Осязаемость и желанность этой мечты отчетливо прослеживается в политических частушках. Представляется несомненным, что перед нами дискурс обладающих силой и властью старших женщин, которые не связаны требованиями покорности и послушания. Они – граждане новой России, где им не нужно (по крайней мере сейчас) бояться репрессий из-за исполнения политических частушек, хотя их дискурс определен текстами и моральными установками, которыми они руководствуются с советских времен. Но даже если убеждения и идеология, которые стоят за этими категориями, строго зафиксированы, игровая амбивалентность их юмора делает статус исполнительниц частушек лиминальным: вызывая смех, эти женщины стоят на амбивалентной территории и становятся посредниками и проводниками этой интенции. Для женщин такая роль знаменательна: как пишет Кэти Престон о женском рассказывании анекдотов, «когда мы рассказываем анекдот, мы смеемся над попытками со стороны культуры контролировать нас и таким образом уничтожать» [Preston 1994: 37].

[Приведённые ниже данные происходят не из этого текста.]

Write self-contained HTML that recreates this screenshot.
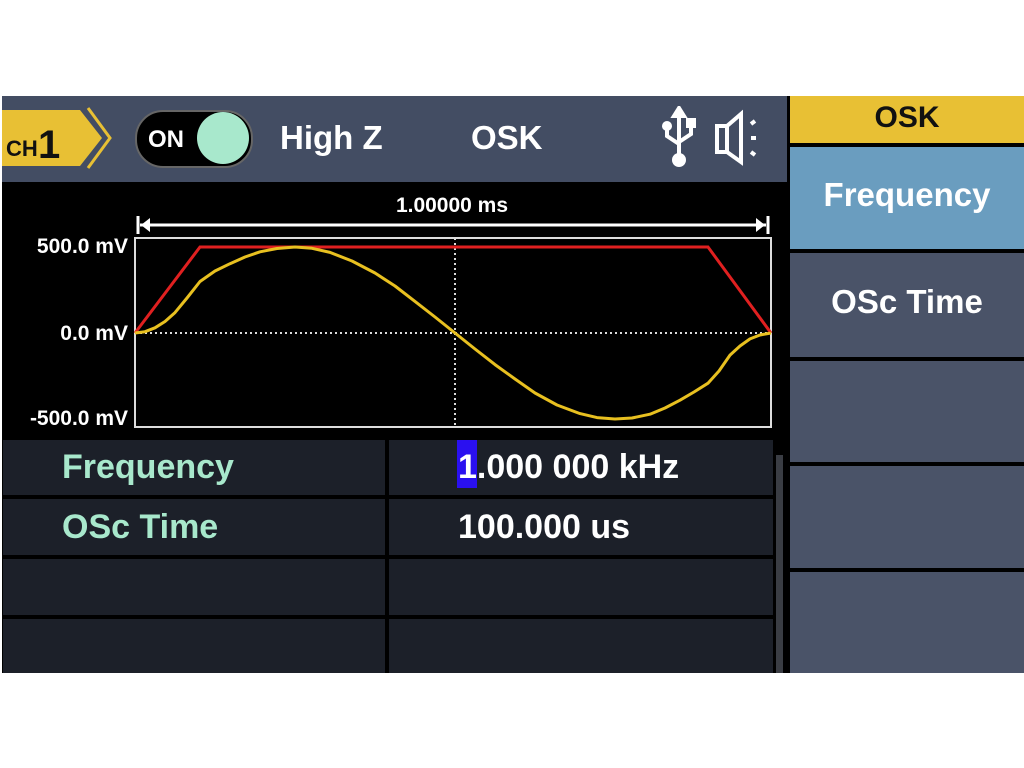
<!DOCTYPE html>
<html><head><style>
body{margin:0;width:1024px;height:768px;background:#fff;position:relative;overflow:hidden;font-family:"Liberation Sans",sans-serif;font-weight:bold}
.a{position:absolute}
.t{color:#fff;font-size:30px;line-height:1}
.cell{position:absolute;background:#1c2029}
.btn{position:absolute;left:790px;width:234px;background:#4a5368}
</style></head><body>
<div class="a" style="left:2px;top:96px;width:1022px;height:577px;background:#000"></div>
<div class="a" style="left:2px;top:96px;width:785px;height:86px;background:#434d63"></div>
<svg class="a" style="left:2px;top:104px" width="110" height="70">
<polygon points="0,6 78,6 100,34 78,62 0,62" fill="#e8c034"/>
<polyline points="86,4 108,34 86,64" fill="none" stroke="#e8c034" stroke-width="3"/>
<text x="4" y="52" font-family="Liberation Sans" font-weight="bold" font-size="22" fill="#111">CH</text>
<text x="36" y="54" font-family="Liberation Sans" font-weight="bold" font-size="40" fill="#111">1</text>
</svg>
<div class="a" style="left:135px;top:110px;width:114px;height:54px;border-radius:28px;background:#000;border:2px solid #666"></div>
<div class="a" style="left:148px;top:126px;color:#fff;font-size:24px">ON</div>
<div class="a" style="left:197px;top:112px;width:52px;height:52px;border-radius:50%;background:#a8e8cc"></div>
<div class="a t" style="left:280px;top:121px;font-size:33px">High Z</div>
<div class="a t" style="left:471px;top:121px;font-size:33px">OSK</div>
<svg class="a" style="left:655px;top:106px" width="110" height="66" stroke="#fff" fill="none" stroke-width="4">
<line x1="24" y1="6" x2="24" y2="50"/><polygon points="24,2 19,10 29,10" fill="#fff"/>
<path d="M12 22v8l12 8M36 18v10l-12 8"/><circle cx="12" cy="20" r="3" fill="#fff"/><rect x="33" y="14" width="6" height="6" fill="#fff"/>
<circle cx="24" cy="54" r="7" fill="#fff" stroke="none"/>
<path d="M62 20h10v26h-10zM72 20l14-12v48l-14-10"/>
<line x1="96" y1="18" x2="100" y2="15"/><line x1="96" y1="32" x2="101" y2="32"/><line x1="96" y1="46" x2="100" y2="49"/>
</svg>
<svg class="a" style="left:0;top:182px" width="787" height="255">
<text x="452" y="30" fill="#fff" font-family="Liberation Sans" font-weight="bold" font-size="21" text-anchor="middle">1.00000 ms</text>
<line x1="140" y1="43" x2="766" y2="43" stroke="#fff" stroke-width="3"/>
<line x1="138" y1="34" x2="138" y2="52" stroke="#fff" stroke-width="3"/><polygon points="141,43 150,36 150,50" fill="#fff"/>
<line x1="768" y1="34" x2="768" y2="52" stroke="#fff" stroke-width="3"/><polygon points="765,43 756,36 756,50" fill="#fff"/>
<rect x="135" y="56" width="636" height="189" fill="none" stroke="#ddd" stroke-width="2"/>
<line x1="135" y1="151" x2="771" y2="151" stroke="#ddd" stroke-width="2" stroke-dasharray="2,3"/>
<line x1="455" y1="56" x2="455" y2="245" stroke="#ddd" stroke-width="2" stroke-dasharray="2,3"/>
<g font-family="Liberation Sans" font-weight="bold" font-size="21" fill="#fff" text-anchor="end">
<text x="128" y="71">500.0 mV</text><text x="128" y="158">0.0 mV</text><text x="128" y="243">-500.0 mV</text></g>
<polyline points="135,151 200,65 708,65 771,151" fill="none" stroke="#e02020" stroke-width="3"/>
<polyline transform="translate(0,-182)" fill="none" stroke="#e8c020" stroke-width="3" stroke-linejoin="round" points="135,333 145,331.7 155,327.8 165,321.5 175,312.6 187,298 200,281.5 215,271 230,263.7 245,257 260,251.8 277,248.5 295,247 312,248.3 330,252.4 352,261 375,273 395,286 415,301.4 435,317 455,333 475,349 495,364.6 515,379 535,393 557,405 580,413.6 597,417.6 615,419 632,418 650,414.2 665,408 680,400.2 694,392 708,383.2 719,371 730,355.1 740,346 750,338.9 760,335 771,333"/>
</svg>
<div class="cell" style="left:3px;top:440px;width:382px;height:55px"></div>
<div class="cell" style="left:389px;top:440px;width:384px;height:55px"></div>
<div class="cell" style="left:3px;top:499px;width:382px;height:56px"></div>
<div class="cell" style="left:389px;top:499px;width:384px;height:56px"></div>
<div class="cell" style="left:3px;top:559px;width:382px;height:56px"></div>
<div class="cell" style="left:389px;top:559px;width:384px;height:56px"></div>
<div class="cell" style="left:3px;top:619px;width:382px;height:54px"></div>
<div class="cell" style="left:389px;top:619px;width:384px;height:54px"></div>
<div class="a" style="left:776px;top:455px;width:7px;height:218px;background:#3a3d44"></div>
<div class="a t" style="left:62px;top:450px;color:#a8e8cc;font-size:34px">Frequency</div>
<div class="a t" style="left:62px;top:510px;color:#a8e8cc;font-size:34px">OSc Time</div>
<div class="a" style="left:457px;top:440px;width:20px;height:48px;background:#2a10f0"></div>
<div class="a t" style="left:458px;top:450px;font-size:34px">1.000 000 kHz</div>
<div class="a t" style="left:458px;top:510px;font-size:34px">100.000 us</div>
<div class="a" style="left:790px;top:96px;width:234px;height:47px;background:#e8c034"></div>
<div class="a" style="left:790px;top:101px;width:234px;text-align:center;font-size:30px;color:#111">OSK</div>
<div class="a" style="left:790px;top:147px;width:234px;height:102px;background:#6a9dbf"></div>
<div class="a t" style="left:790px;top:178px;width:234px;text-align:center;font-size:33px">Frequency</div>
<div class="btn" style="top:253px;height:104px"></div>
<div class="a t" style="left:790px;top:285px;width:234px;text-align:center;font-size:33px">OSc Time</div>
<div class="btn" style="top:361px;height:101px"></div>
<div class="btn" style="top:466px;height:102px"></div>
<div class="btn" style="top:572px;height:101px"></div>
</body></html>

Частушки дают возможность женщинам временно бросить вызов установленным иерархиям, нормам и запретам. Несмотря на то что бытование частушки предполагало ограниченную сценическую площадку, ее действие распространялось за пределы этих границ: используя ее, люди могли менять свое положение в социальной иерархии и таким образом реализовывать агентивность в своих отношениях с обществом. Девушки использовали частушки для создания репутации и утверждения своей социальной позиции; большухи, которые уже обладали самым высоким из доступных им социальных статусов, использовали этот речевой жанр для язвительных суждений, изрекаемых с позиции силы, а их открытость и дерзость обеспечивали им авторитет.